Circo è la favola di una ballerina. Il tamburo tipo marcia nel sound ho trovato desse forza al pezzo. Ci racconti un aneddoto dietro a questo brano?

È una storia che ho inventato ispirato dai miti greci-ellenistici. Mi piace quello che racconta, cioè la storia di questa ballerina che viene cacciata dagli dèi per invidia e poi nonostante lei riesca a innamorarsi nella sua vita mortale gli viene portato via anche quello.

Mi piace il concetto che c’è dietro alla perfezione utopica. Non tanto della gelosia, che è il primo strato, ma del fatto che non esiste una vita perfetta. Anche quando vediamo qualcuno che ai nostri occhi sembra che sia la perfezione e noi cerchiamo di smascherarlo, non so perché abbiamo questa cattiva abitudine, secondo me, un po’ tutte le persone ce l’hanno.

Magari non tutte, magari mi sbaglio. Quando però ti rendi conto che non esiste la perfezione, le crepe esistono in tutti quanti, anche nella cosa più perfetta c’è qualcosa che viene portato via e che viene rovinato. Mi piaceva addentrarmi dentro questa umanità, che ti fa capire che anche nel più bello dei fiori ci sarà per sempre una macchia, un qualcosa che è fuori posto che non è perfetto.

Mi mancherai moltissimo è un brano molto intenso dove ti sei immedesimato in una persona che vuole togliersi la vita. Come è nato?

La canzone ho cercato di trattarla proprio con i guanti perché è un tema troppo delicato e troppo più grande di tutti. È comunque un tema che esiste da sempre e per sempre nell’essere umano e non solo. Ho cercato con tutto il rispetto nel mondo di raccontare questo aspetto della morte. Mi ci sono addentrato tanto.

È la mia canzone preferita, quella a cui tengo di più. È la canzone per me più importante del disco sia musicalmente che per quello che racconta. La parte finale mi emoziona, l’ho fatta con Davide Rossi. È qualcosa che fa click, cioè  ha qualcosa che riconosco come anche in Ovunque sarai, che mi emoziona in particolare.

Alcune tracce del nuovo album le hai portate live all’Arena di Verona. È stato un primo assaggio, ma la risposta è stata buona. Che messaggio vuoi portare con questo album?

Sì, sì, erano gasati. Volevo far entrare le persone un po’ nella mia casa e cercare, non soltanto a livello musicale, di farle entrare nella mia intimità. Anche a livello visivo e non solo metaforico. Volevo che le persone entrassero nella mia casa anche a livello personale.

Il tema della casa e della stanza è tanto presente nell’album.

Totalmente. Il disco verte intorno proprio a quello che è la casa, al concetto di casa, all’intimità che può avere una casa.
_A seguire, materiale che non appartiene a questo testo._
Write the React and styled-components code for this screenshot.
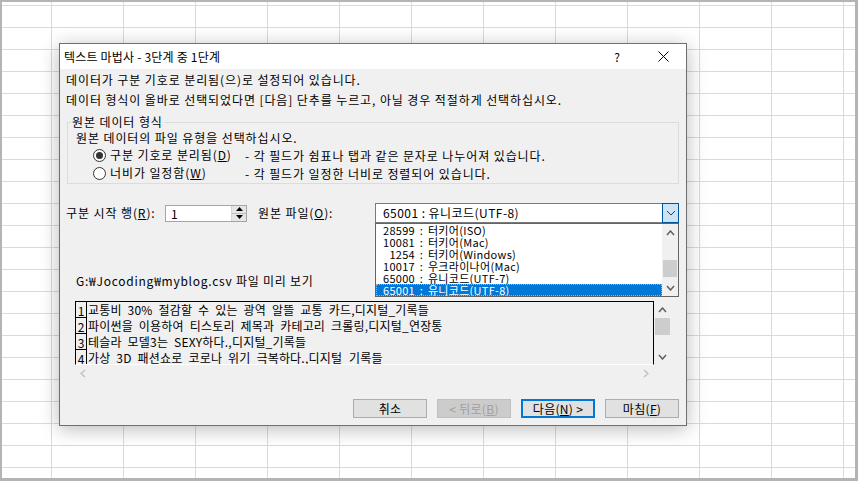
import styled, { createGlobalStyle } from "styled-components";

const GlobalStyle = createGlobalStyle`
  html, body {
    margin: 0;
    padding: 0;
  }
  body {
    font-family: "Noto Sans CJK KR", "Noto Sans", sans-serif;
    font-size: 12px;
    color: #000;
  }
  * {
    box-sizing: border-box;
  }
`

const Screen = styled.div`
  position: relative;
  width: 858px;
  height: 481px;
  overflow: hidden;
  border-style: solid;
  border-color: #b4b4b4;
  border-width: 2px 3px 3px 2px;
  background-color: #fff;
  background-image: linear-gradient(to right, #dadada 1px, transparent 1px),
    linear-gradient(to bottom, #dadada 1px, transparent 1px);
  background-size: 72px 100%, 100% 22px;
  background-position: 49px 0, 0 3px;
`

const Dialog = styled.div`
  position: absolute;
  left: 57px;
  top: 41px;
  width: 628px;
  height: 383px;
  border: 1px solid #6f6f6f;
  background: #f0f0f0;
  box-shadow: 0 3px 18px rgba(0, 0, 0, 0.28);
  display: flex;
  flex-direction: column;
`

const TitleBar = styled.div`
  height: 25px;
  flex-shrink: 0;
  background: #fff;
  display: flex;
  align-items: center;
  padding-left: 4px;
`

const Title = styled.div`
  flex: 1;
  line-height: 16px;
  letter-spacing: 0.2px;
`

const TitleButton = styled.div`
  width: 46px;
  height: 25px;
  display: flex;
  align-items: center;
  justify-content: center;
  font-size: 12px;
`

const Body = styled.div`
  flex: 1;
  display: flex;
  flex-direction: column;
  padding: 1px 7px 0 6px;
  letter-spacing: 0.9px;
`

const Line = styled.div`
  line-height: 20px;
  white-space: nowrap;
`

const Group = styled.fieldset`
  margin: 4px 0 0 1px;
  width: 612px;
  min-width: 0;
  padding: 0 8px 1px 8px;
  border: 1px solid #dcdcdc;
`

const Legend = styled.legend`
  margin-left: -5px;
  padding: 0 1px;
  line-height: 16px;
`

const GroupText = styled.div`
  line-height: 16px;
`

const RadioRow = styled.div`
  display: flex;
  align-items: center;
  height: 18px;
  padding-left: 17px;
  white-space: nowrap;
`

const Radio = styled.span`
  position: relative;
  width: 13px;
  height: 13px;
  border-radius: 50%;
  border: 1px solid #333;
  background: #fff;
  margin-right: 4px;
  flex-shrink: 0;
  &::after {
    content: "";
    display: ${(p) => (p.$checked ? "block" : "none")};
    position: absolute;
    left: 2px;
    top: 2px;
    width: 7px;
    height: 7px;
    border-radius: 50%;
    background: #333;
  }
`

const RadioLabel = styled.span`
  width: 135px;
  line-height: 16px;
`

const OptionsRow = styled.div`
  display: flex;
  align-items: center;
  height: 20px;
  margin-top: 19px;
  white-space: nowrap;
`

const FieldLabel = styled.span`
  width: ${(p) => p.$width}px;
  margin-left: ${(p) => p.$offset || 0}px;
  line-height: 16px;
`

const Spin = styled.div`
  width: 82px;
  height: 17px;
  border: 1px solid #a5a5a5;
  background: #fff;
  display: flex;
  align-items: stretch;
`

const SpinValue = styled.div`
  flex: 1;
  padding-left: 5px;
  line-height: 15px;
`

const SpinButtons = styled.div`
  width: 15px;
  display: flex;
  flex-direction: column;
  background: #e6e6e6;
  border-left: 1px solid #d4d4d4;
`

const SpinButton = styled.div`
  flex: 1;
  display: flex;
  align-items: center;
  justify-content: center;
  & + & {
    border-top: 1px solid #bdbdbd;
  }
`

const Combo = styled.div`
  position: relative;
  width: 304px;
  height: 20px;
  border: 1px solid #7a7a7a;
  background: #fff;
  display: flex;
  align-items: stretch;
`

const ComboValue = styled.div`
  flex: 1;
  padding-left: 7px;
  line-height: 18px;
  letter-spacing: 0.45px;
`

const DropButton = styled.div`
  width: 17px;
  margin: -1px -1px -1px 0;
  border: 1px solid #005499;
  background: #cce4f7;
  display: flex;
  align-items: center;
  justify-content: center;
`

const DropList = styled.div`
  position: absolute;
  left: -1px;
  top: 19px;
  width: 304px;
  height: 74px;
  border: 1px solid #646464;
  background: #fff;
  display: flex;
  z-index: 2;
`

const ListItems = styled.div`
  flex: 1;
  display: flex;
  flex-direction: column;
  overflow: hidden;
`

const ListItem = styled.div`
  height: 12px;
  line-height: 12px;
  padding-left: 7px;
  font-size: 11px;
  white-space: pre;
  letter-spacing: 0.3px;
  word-spacing: 2px;
  color: ${(p) => (p.$selected ? "#fff" : "#000")};
  background: ${(p) => (p.$selected ? "#0078d7" : "transparent")};
  outline: ${(p) => (p.$selected ? "1px dotted #f29a5c" : "none")};
  outline-offset: -1px;
`

const VScroll = styled.div`
  width: ${(p) => p.$width || 16}px;
  background: #f0f0f0;
  display: flex;
  flex-direction: column;
  align-items: center;
`

const ScrollArrow = styled.div`
  height: ${(p) => p.$height || 16}px;
  width: 100%;
  display: flex;
  align-items: center;
  justify-content: center;
  flex-shrink: 0;
`

const ScrollTrack = styled.div`
  flex: 1;
  width: 100%;
  padding-top: ${(p) => p.$thumbTop}px;
`

const Thumb = styled.div`
  height: ${(p) => p.$height}px;
  margin: 0 1px;
  background: #cdcdcd;
`

const PreviewLabel = styled.div`
  margin-top: 50px;
  padding-left: 10px;
  line-height: 16px;
  letter-spacing: 0.75px;
`

const Preview = styled.div`
  margin: 12px 0 0 9px;
  display: grid;
  grid-template-columns: 579px 17px;
  grid-template-rows: 64px 16px;
  width: 596px;
  letter-spacing: 0;
`

const PreviewFrame = styled.div`
  border-top: 1px solid #000;
  border-left: 1px solid #000;
  border-right: 1px solid #000;
  border-bottom: 1px solid #fff;
  overflow: hidden;
`

const PreviewRow = styled.div`
  display: flex;
  height: 16px;
  white-space: nowrap;
`

const RowNumber = styled.div`
  width: 11px;
  flex-shrink: 0;
  border-right: 1px solid #000;
  border-bottom: 1px solid #000;
  text-align: center;
  line-height: 17px;
  font-size: 12px;
`

const RowText = styled.div`
  padding-left: 1px;
  line-height: 16px;
  letter-spacing: 0.2px;
  word-spacing: 3px;
`

const HScroll = styled.div`
  display: flex;
  justify-content: space-between;
  align-items: center;
`

const HArrow = styled.div`
  width: 16px;
  height: 16px;
  display: flex;
  align-items: center;
  justify-content: center;
`

const ButtonRow = styled.div`
  display: flex;
  justify-content: flex-end;
  gap: 10px;
  margin-top: 18px;
`

const Button = styled.div`
  width: 74px;
  height: 19px;
  display: flex;
  align-items: center;
  justify-content: center;
  letter-spacing: 0.3px;
  background: ${(p) => (p.$disabled ? "#cccccc" : "#e1e1e1")};
  color: ${(p) => (p.$disabled ? "#a0a0a0" : "#000")};
  border: ${(p) =>
    p.$default
      ? "2px solid #0078d7"
      : p.$disabled
      ? "1px solid #bfbfbf"
      : "1px solid #adadad"};
  white-space: pre;
`

const Chevron = ({ dir = "down", color = "#606060", w = 9, h = 6, sw = 1.5 }) => {
  const paths = {
    up: `M1 ${h - 1} L${w / 2} 1 L${w - 1} ${h - 1}`,
    down: `M1 1 L${w / 2} ${h - 1} L${w - 1} 1`,
    left: `M${w - 1} 1 L1 ${h / 2} L${w - 1} ${h - 1}`,
    right: `M1 1 L${w - 1} ${h / 2} L1 ${h - 1}`,
  };
  return (
    <svg width={w} height={h} viewBox={`0 0 ${w} ${h}`}>
      <path d={paths[dir]} fill="none" stroke={color} strokeWidth={sw} />
    </svg>
  );
};

const Triangle = ({ up }) => (
  <svg width="7" height="4" viewBox="0 0 7 4">
    <path d={up ? "M0 4 L3.5 0 L7 4 Z" : "M0 0 L3.5 4 L7 0 Z"} fill="#000" />
  </svg>
);

const encodings = [
  { label: "28599 : 터키어(ISO)" },
  { label: "10081 : 터키어(Mac)" },
  { label: "\u20071254 : 터키어(Windows)" },
  { label: "10017 : 우크라이나어(Mac)" },
  { label: "65000 : 유니코드(UTF-7)" },
  { label: "65001 : 유니코드(UTF-8)", selected: true },
];

const rows = [
  "교통비 30% 절감할 수 있는 광역 알뜰 교통 카드,디지털_기록들",
  "파이썬을 이용하여 티스토리 제목과 카테고리 크롤링,디지털_연장통",
  "테슬라 모델3는 SEXY하다.,디지털_기록들",
  "가상 3D 패션쇼로 코로나 위기 극복하다.,디지털_기록들",
];

export default function App() {
  return (
    <>
      <GlobalStyle />
      <Screen>
        <Dialog>
          <TitleBar>
            <Title>텍스트 마법사 - 3단계 중 1단계</Title>
            <TitleButton>?</TitleButton>
            <TitleButton>
              <svg width="11" height="11" viewBox="0 0 11 11">
                <path d="M0.5 0.5 L10.5 10.5 M10.5 0.5 L0.5 10.5" stroke="#000" strokeWidth="1" />
              </svg>
            </TitleButton>
          </TitleBar>
          <Body>
            <Line>데이터가 구분 기호로 분리됨(으)로 설정되어 있습니다.</Line>
            <Line>데이터 형식이 올바로 선택되었다면 [다음] 단추를 누르고, 아닐 경우 적절하게 선택하십시오.</Line>
            <Group>
              <Legend>원본 데이터 형식</Legend>
              <GroupText>원본 데이터의 파일 유형을 선택하십시오.</GroupText>
              <RadioRow>
                <Radio $checked />
                <RadioLabel>
                  구분 기호로 분리됨(<u>D</u>)
                </RadioLabel>
                <span>- 각 필드가 쉼표나 탭과 같은 문자로 나누어져 있습니다.</span>
              </RadioRow>
              <RadioRow>
                <Radio />
                <RadioLabel>
                  너비가 일정함(<u>W</u>)
                </RadioLabel>
                <span>- 각 필드가 일정한 너비로 정렬되어 있습니다.</span>
              </RadioRow>
            </Group>
            <OptionsRow>
              <FieldLabel $width={99}>
                구분 시작 행(<u>R</u>):
              </FieldLabel>
              <Spin>
                <SpinValue>1</SpinValue>
                <SpinButtons>
                  <SpinButton>
                    <Triangle up />
                  </SpinButton>
                  <SpinButton>
                    <Triangle />
                  </SpinButton>
                </SpinButtons>
              </Spin>
              <FieldLabel $width={117} $offset={11}>
                원본 파일(<u>O</u>):
              </FieldLabel>
              <Combo>
                <ComboValue>65001 : 유니코드(UTF-8)</ComboValue>
                <DropButton>
                  <Chevron dir="down" color="#3c3c3c" w={10} h={6} sw={1} />
                </DropButton>
                <DropList>
                  <ListItems>
                    {encodings.map((e) => (
                      <ListItem key={e.label} $selected={e.selected}>
                        {e.label}
                      </ListItem>
                    ))}
                  </ListItems>
                  <VScroll $width={16}>
                    <ScrollArrow $height={17}>
                      <Chevron dir="up" />
                    </ScrollArrow>
                    <ScrollTrack $thumbTop={19}>
                      <Thumb $height={17} />
                    </ScrollTrack>
                    <ScrollArrow $height={17}>
                      <Chevron dir="down" />
                    </ScrollArrow>
                  </VScroll>
                </DropList>
              </Combo>
            </OptionsRow>
            <PreviewLabel>G:₩Jocoding₩myblog.csv 파일 미리 보기</PreviewLabel>
            <Preview>
              <PreviewFrame>
                {rows.map((text, i) => (
                  <PreviewRow key={i}>
                    <RowNumber>{i + 1}</RowNumber>
                    <RowText>{text}</RowText>
                  </PreviewRow>
                ))}
              </PreviewFrame>
              <VScroll $width={17}>
                <ScrollArrow $height={17}>
                  <Chevron dir="up" />
                </ScrollArrow>
                <ScrollTrack $thumbTop={0}>
                  <Thumb $height={17} />
                </ScrollTrack>
                <ScrollArrow $height={17}>
                  <Chevron dir="down" />
                </ScrollArrow>
              </VScroll>
              <HScroll>
                <HArrow>
                  <Chevron dir="left" color="#c2c2c2" w={6} h={9} />
                </HArrow>
                <HArrow>
                  <Chevron dir="right" color="#c2c2c2" w={6} h={9} />
                </HArrow>
              </HScroll>
            </Preview>
            <ButtonRow>
              <Button>취소</Button>
              <Button $disabled>
                {"< 뒤로("}
                <u>B</u>)
              </Button>
              <Button $default>
                다음(<u>N</u>) {">"}
              </Button>
              <Button>
                마침(<u>F</u>)
              </Button>
            </ButtonRow>
          </Body>
        </Dialog>
      </Screen>
    </>
  );
}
Un luogo in cui tu puoi spogliarti, diciamo, e dove dovresti essere solo in teoria, ma in questo caso no. 48 ore cita anche dei passaggi in casa, più leggero, però racconta di una storia vera e quotidiana della casa.

Cosa rappresenta per te la casa?

La casa è sacra, è dove ospiti gli ospiti e dove sei solo con i tuoi pensieri. La casa è il tuo corpo ed è la casa della tua anima. È il luogo più sacro che abbiamo ed è l’unica cosa che pensiamo di possedere, secondo me.
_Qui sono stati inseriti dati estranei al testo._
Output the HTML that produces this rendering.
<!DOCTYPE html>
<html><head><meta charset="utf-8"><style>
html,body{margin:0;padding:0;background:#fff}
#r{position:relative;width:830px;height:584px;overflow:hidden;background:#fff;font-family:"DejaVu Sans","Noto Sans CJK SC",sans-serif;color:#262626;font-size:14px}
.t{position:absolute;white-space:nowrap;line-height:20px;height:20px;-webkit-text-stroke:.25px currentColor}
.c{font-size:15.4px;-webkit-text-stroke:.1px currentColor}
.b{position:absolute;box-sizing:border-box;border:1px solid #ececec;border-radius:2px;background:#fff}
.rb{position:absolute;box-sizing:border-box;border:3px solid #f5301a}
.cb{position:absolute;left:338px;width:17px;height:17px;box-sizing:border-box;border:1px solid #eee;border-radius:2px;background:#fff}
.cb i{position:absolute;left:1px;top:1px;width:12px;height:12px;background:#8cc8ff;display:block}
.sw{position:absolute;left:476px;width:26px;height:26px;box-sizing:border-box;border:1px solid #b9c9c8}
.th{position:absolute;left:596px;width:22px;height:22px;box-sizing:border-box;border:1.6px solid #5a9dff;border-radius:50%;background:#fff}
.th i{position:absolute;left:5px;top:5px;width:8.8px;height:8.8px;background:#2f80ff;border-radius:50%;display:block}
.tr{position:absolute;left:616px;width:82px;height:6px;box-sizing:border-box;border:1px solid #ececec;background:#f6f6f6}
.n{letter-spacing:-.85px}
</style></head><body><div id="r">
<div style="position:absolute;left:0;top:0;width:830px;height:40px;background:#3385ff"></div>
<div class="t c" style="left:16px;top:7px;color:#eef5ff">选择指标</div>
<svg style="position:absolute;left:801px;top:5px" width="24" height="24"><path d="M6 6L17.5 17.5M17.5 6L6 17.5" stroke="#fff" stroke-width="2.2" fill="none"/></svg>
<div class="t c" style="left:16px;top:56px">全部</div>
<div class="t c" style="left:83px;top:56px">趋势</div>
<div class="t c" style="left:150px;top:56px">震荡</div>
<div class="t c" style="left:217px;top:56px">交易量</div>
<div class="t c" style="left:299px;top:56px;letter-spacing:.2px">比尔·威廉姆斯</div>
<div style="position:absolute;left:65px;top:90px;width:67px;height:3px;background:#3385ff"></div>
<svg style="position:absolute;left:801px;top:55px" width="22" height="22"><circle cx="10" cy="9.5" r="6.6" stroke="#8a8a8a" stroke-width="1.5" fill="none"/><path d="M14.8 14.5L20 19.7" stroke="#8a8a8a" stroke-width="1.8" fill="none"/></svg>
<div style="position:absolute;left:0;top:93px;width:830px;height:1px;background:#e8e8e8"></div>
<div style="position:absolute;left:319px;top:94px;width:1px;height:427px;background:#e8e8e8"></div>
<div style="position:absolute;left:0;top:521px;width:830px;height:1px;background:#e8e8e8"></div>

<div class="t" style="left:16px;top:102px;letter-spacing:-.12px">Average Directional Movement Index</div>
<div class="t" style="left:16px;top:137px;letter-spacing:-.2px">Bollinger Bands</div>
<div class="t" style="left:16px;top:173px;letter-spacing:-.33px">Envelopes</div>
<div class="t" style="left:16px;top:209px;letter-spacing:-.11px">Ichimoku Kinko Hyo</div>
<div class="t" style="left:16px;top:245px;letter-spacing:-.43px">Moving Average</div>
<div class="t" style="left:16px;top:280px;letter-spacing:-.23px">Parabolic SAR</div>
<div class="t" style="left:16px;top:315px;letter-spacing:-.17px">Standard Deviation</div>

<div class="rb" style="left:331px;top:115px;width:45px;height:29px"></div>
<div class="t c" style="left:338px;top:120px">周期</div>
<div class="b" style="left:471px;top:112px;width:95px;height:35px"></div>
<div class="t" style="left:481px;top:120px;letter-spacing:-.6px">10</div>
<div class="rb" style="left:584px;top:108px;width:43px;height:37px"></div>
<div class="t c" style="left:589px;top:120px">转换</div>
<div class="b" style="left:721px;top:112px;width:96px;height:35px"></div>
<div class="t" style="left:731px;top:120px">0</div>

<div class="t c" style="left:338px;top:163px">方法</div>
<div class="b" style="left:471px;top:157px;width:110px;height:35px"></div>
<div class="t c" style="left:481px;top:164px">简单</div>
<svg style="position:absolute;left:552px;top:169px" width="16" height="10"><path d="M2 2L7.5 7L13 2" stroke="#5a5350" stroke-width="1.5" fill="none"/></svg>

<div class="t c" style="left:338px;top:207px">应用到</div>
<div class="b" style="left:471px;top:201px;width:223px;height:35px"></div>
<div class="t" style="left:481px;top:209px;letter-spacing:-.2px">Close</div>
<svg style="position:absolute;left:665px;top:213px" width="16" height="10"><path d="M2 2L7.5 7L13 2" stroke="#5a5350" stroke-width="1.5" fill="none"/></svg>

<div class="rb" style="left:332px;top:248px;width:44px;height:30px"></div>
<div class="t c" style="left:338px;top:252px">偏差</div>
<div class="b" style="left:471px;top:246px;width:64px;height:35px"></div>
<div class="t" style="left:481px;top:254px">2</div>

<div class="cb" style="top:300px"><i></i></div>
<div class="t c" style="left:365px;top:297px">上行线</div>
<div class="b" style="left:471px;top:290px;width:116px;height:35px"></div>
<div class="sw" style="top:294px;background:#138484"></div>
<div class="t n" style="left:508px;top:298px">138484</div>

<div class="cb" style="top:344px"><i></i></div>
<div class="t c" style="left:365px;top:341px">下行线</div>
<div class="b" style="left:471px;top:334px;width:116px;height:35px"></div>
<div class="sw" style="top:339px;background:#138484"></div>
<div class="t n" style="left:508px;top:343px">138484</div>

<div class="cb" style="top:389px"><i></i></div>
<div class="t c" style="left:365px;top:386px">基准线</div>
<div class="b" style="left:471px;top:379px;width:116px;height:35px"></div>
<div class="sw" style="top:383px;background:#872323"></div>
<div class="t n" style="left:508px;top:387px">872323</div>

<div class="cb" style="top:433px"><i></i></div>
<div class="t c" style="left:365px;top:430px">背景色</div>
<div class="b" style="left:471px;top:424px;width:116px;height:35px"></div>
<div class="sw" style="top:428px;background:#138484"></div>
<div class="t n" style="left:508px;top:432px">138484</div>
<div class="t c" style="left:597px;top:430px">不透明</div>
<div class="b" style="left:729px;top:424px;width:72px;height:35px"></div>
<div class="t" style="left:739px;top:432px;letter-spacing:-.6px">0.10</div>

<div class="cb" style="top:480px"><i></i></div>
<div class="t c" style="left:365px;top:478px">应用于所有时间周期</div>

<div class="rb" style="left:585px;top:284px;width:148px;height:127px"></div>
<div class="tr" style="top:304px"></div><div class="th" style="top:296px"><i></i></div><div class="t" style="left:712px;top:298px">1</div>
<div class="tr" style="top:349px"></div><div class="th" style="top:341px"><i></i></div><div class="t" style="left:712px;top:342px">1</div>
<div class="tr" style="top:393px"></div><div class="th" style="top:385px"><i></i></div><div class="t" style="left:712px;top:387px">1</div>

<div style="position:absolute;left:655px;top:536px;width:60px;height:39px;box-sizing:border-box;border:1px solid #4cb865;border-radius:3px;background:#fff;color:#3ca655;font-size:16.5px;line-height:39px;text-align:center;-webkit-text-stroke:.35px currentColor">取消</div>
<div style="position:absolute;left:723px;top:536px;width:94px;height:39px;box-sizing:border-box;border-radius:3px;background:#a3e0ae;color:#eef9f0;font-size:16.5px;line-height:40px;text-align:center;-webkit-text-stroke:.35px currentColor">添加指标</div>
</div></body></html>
Invece la prossima casa sarà San Siro. Cosa puoi anticiparci?

Non vedo l’ora e sto già pensando allo show, a cosa fare e a come farlo. Sto pensando a tutte le cose che non posso fare perché mi diranno che non posso fare niente probabilmente, però io cercherò di fare cose più assurde possibili (ride, ndr). Secondo me è importante portare uno show che sia un vero e proprio show dove spero di emozionare e di regalare un ricordo indimenticabile.